Could it be that much of the cause for confusion (which the lazy continuation line rule is supposed to avoid?) stems—again—from allowing nested constructs to begin right in the middle of an ordinary block?

I’ll have to think about this; for now I’d like to recap:

I find the lazy continuation rules for blockquote pretty unintelligible: both hard to understand, and even harder to relate to a rationale;
There’s quite some variation in the handling of this issue in other implementations.

Thanks for your explanations, though!
[ex-186]: CommonMark Spec (CommonMark spec, ex. 186)

tin-pot · January 11, 2016, 1:46am

The disagreement you point to seems to be about ATX headings right in the middle of a block, and not so much about blockquote.

Try this—simple—one:

> 1. one
2. two

Is see much less disagreement here:

Parsers that include the “two” line in the list:
showdown 0.3.1; marked 0.2.6; Markdown.pl 1.0.1; Markdown.pl 1.0.2b8; lunamark 0.2; pandoc (strict) 1.16; RedCarpet 2.1.1; RDiscount 1.6.8; PHP Markdown Extra 1.2.8; Python-Markdown 2.6.5; PHP Markdown 1.0.2; Minima 0.8.0a3_20140907; kramdown 1.2.0; Parsedown 1.6.0; s9e\TextFormatter (Fatdown/PHP) ; cebe/markdown GFM 1.1.0; cebe/markdown 1.1.0; cebe/markdown MarkdownExtra 1.1.0; pandoc 1.16; Blackfriday.
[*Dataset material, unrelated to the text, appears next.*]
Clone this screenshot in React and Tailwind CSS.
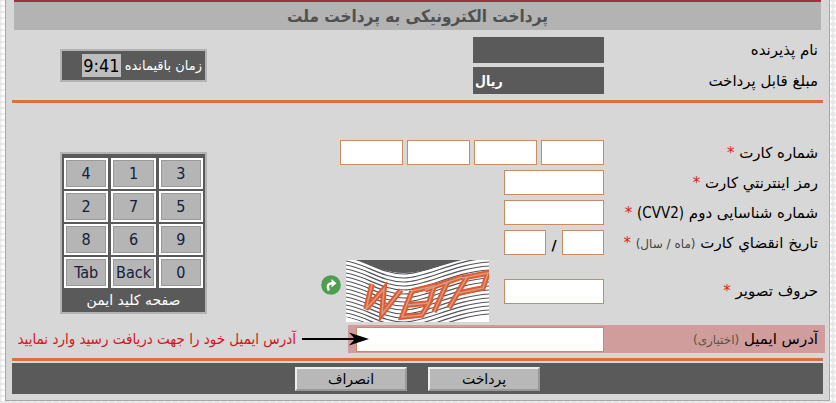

I would say that *every* relevant implementation represented in _BabelMark_—except one!— is included in this list.
Parsers that exclude the line, and close the blockquote before it:
commonmark 0.21.0; cheapskate 0.1.0.1; league/commonmark 0.12.0; markdown-it 4.1.0; Gambas 3.8.90 [ edit: forgot Maruku 0.7.2; Maruku (Math-Enabled) 0.7.3.beta1 ].

Note that *commonmark* is (twice!) in this list, among crap like Gambas (excuse me, but look at its output!).

That’s no substitute for a decision and a clear and useful rule, of course. But I don’t think there can be any doubt what is “common”, and what a “highly compatible” specification should specify in this case.

Therefore in my view the question is rather: what rule or set of rules would imply this result, while being simple, general, etc.